Task description -
Set out every line bearing the string "styles".
# start of Dataset extract
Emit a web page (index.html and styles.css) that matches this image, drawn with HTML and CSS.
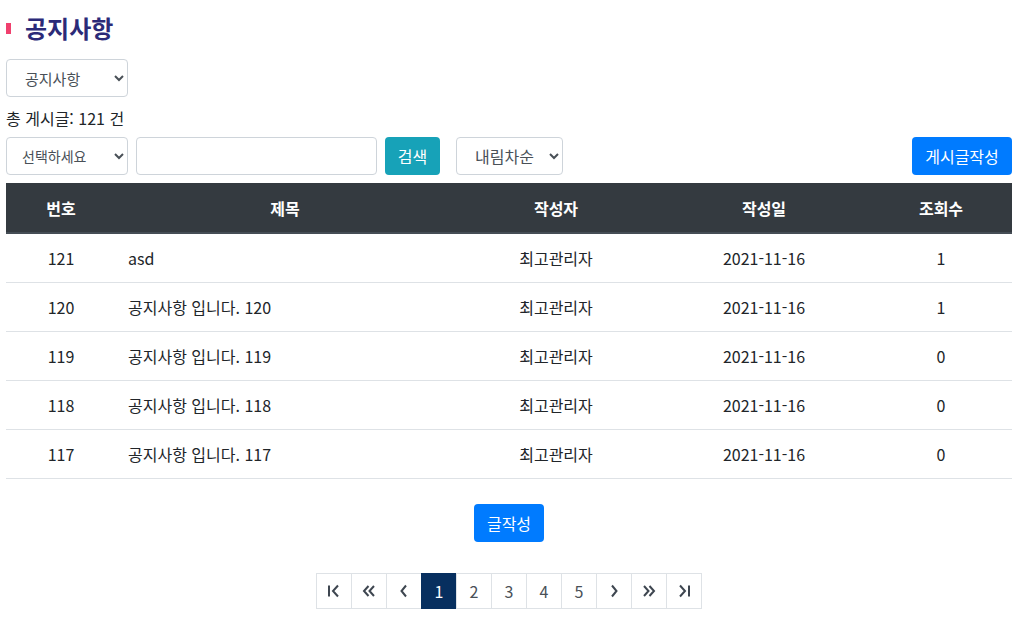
FILE: index.html
```html
<!DOCTYPE html>
<html lang="ko">
<head>
<meta charset="utf-8">
<title>공지사항</title>
<link rel="stylesheet" href="styles.css">
</head>
<body>
<div class="page">
  <h2 class="title"><span class="title-bar"></span>공지사항</h2>
  <select class="select select-board"><option>공지사항</option></select>
  <p class="count">총 게시글: 121 건</p>
  <div class="toolbar">
    <select class="select select-field"><option>선택하세요</option></select>
    <input class="search-input" type="text">
    <button class="btn btn-info">검색</button>
    <select class="select select-order"><option>내림차순</option></select>
    <button class="btn btn-primary btn-write-top">게시글작성</button>
  </div>
  <table class="board">
    <colgroup>
      <col class="c-no"><col class="c-title"><col class="c-writer"><col class="c-date"><col class="c-hit">
    </colgroup>
    <thead>
      <tr><th>번호</th><th>제목</th><th>작성자</th><th>작성일</th><th>조회수</th></tr>
    </thead>
    <tbody>
      <tr><td>121</td><td class="t-left">asd</td><td>최고관리자</td><td>2021-11-16</td><td>1</td></tr>
      <tr><td>120</td><td class="t-left">공지사항 입니다. 120</td><td>최고관리자</td><td>2021-11-16</td><td>1</td></tr>
      <tr><td>119</td><td class="t-left">공지사항 입니다. 119</td><td>최고관리자</td><td>2021-11-16</td><td>0</td></tr>
      <tr><td>118</td><td class="t-left">공지사항 입니다. 118</td><td>최고관리자</td><td>2021-11-16</td><td>0</td></tr>
      <tr><td>117</td><td class="t-left">공지사항 입니다. 117</td><td>최고관리자</td><td>2021-11-16</td><td>0</td></tr>
    </tbody>
  </table>
  <div class="write-row">
    <button class="btn btn-primary">글작성</button>
  </div>
  <nav class="pager-wrap">
    <ul class="pager">
      <li><a><svg class="ico" width="16" height="14" viewBox="0 0 16 14"><path d="M3 1.5v11M12 1.5 L7 7 L12 12.5" stroke-width="2" fill="none"/></svg></a></li>
      <li><a><svg class="ico" width="16" height="14" viewBox="0 0 16 14"><path d="M7.5 2 L3 7 L7.5 12 M13 2 L8.5 7 L13 12" stroke-width="2" fill="none"/></svg></a></li>
      <li><a><svg class="ico" width="16" height="14" viewBox="0 0 16 14"><path d="M10 1.5 L5.5 7 L10 12.5" stroke-width="2" fill="none"/></svg></a></li>
      <li class="active"><a>1</a></li>
      <li><a>2</a></li>
      <li><a>3</a></li>
      <li><a>4</a></li>
      <li><a>5</a></li>
      <li><a><svg class="ico" width="16" height="14" viewBox="0 0 16 14"><path d="M6 1.5 L10.5 7 L6 12.5" stroke-width="2" fill="none"/></svg></a></li>
      <li><a><svg class="ico" width="16" height="14" viewBox="0 0 16 14"><path d="M3 2 L7.5 7 L3 12 M8.5 2 L13 7 L8.5 12" stroke-width="2" fill="none"/></svg></a></li>
      <li><a><svg class="ico" width="16" height="14" viewBox="0 0 16 14"><path d="M4 1.5 L9 7 L4 12.5M13 1.5v11" stroke-width="2" fill="none"/></svg></a></li>
    </ul>
  </nav>
</div>
</body>
</html>
```

FILE: styles.css
```css
* { box-sizing: border-box; }
html, body { margin: 0; padding: 0; background: #fff; }
body {
  font-family: "Noto Sans CJK KR", "Noto Sans", sans-serif;
  color: #212529;
  font-size: 16px;
}
.page { padding: 0 9px 0 6px; }
.title {
  display: flex;
  align-items: center;
  margin: 10px 0 14px;
  height: 35px;
  font-size: 24px;
  font-weight: 700;
  color: #2b2a78;
}
.title-bar {
  width: 5px;
  height: 11px;
  background: #f0406e;
  margin: 2px 14px 0 0;
}
.select {
  height: 38px;
  border: 1px solid #ced4da;
  border-radius: 4px;
  background: #fff;
  color: #495057;
  font-family: inherit;
  padding: 0 6px 0 14px;
}
.select-board { width: 122px; font-size: 15px; display: block; padding-left: 14px; }
.select-field { width: 122px; font-size: 14px; padding-left: 11px; }
.select-order { width: 107px; font-size: 16px; margin-left: 8px; }
.count { margin: 9px 0 7px; line-height: 24px; font-size: 16px; }
.toolbar { display: flex; align-items: center; gap: 8px; height: 38px; }
.search-input {
  width: 241px;
  height: 38px;
  border: 1px solid #ced4da;
  border-radius: 4px;
}
.btn {
  height: 38px;
  border: none;
  border-radius: 4px;
  color: #fff;
  font-family: inherit;
  font-size: 16px;
  padding: 0 13px;
}
.btn-info { background: #17a2b8; width: 55px; padding: 0; }
.btn-primary { background: #007bff; }
.btn-write-top { margin-left: auto; width: 100px; padding: 0; }
.board {
  width: 1006px;
  margin-top: 8px;
  border-collapse: collapse;
  table-layout: fixed;
  font-size: 16px;
}
.c-no { width: 110px; }
.c-title { width: 338px; }
.c-writer { width: 204px; }
.c-date { width: 212px; }
.c-hit { width: 142px; }
.board th {
  background: #343a40;
  color: #fff;
  font-weight: 700;
  height: 50px;
  border-bottom: 2px solid #454d55;
  text-align: center;
}
.board td {
  height: 49px;
  border-bottom: 1px solid #dee2e6;
  text-align: center;
  padding: 0 12px;
}
.board td.t-left { text-align: left; }
.write-row { display: flex; justify-content: center; margin-top: 25px; }
.write-row .btn { width: 70px; padding: 0; }
.pager-wrap { display: flex; justify-content: center; margin-top: 31px; }
.pager { display: flex; list-style: none; margin: 0; padding: 0; }
.pager li a {
  display: flex;
  align-items: center;
  justify-content: center;
  width: 36px;
  height: 36px;
  border: 1px solid #dee2e6;
  margin-left: -1px;
  color: #495057;
  font-size: 16px;
  background: #fff;
}
.pager li:first-child a { margin-left: 0; }
.pager li.active a { background: #072f5f; border-color: #072f5f; color: #fff; }
.ico { stroke: #3e4650; }
```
# end of Dataset extract
Exercise result -
Emit a web page (index.html and styles.css) that matches this image, drawn with HTML and CSS.
<link rel="stylesheet" href="styles.css">
FILE: styles.css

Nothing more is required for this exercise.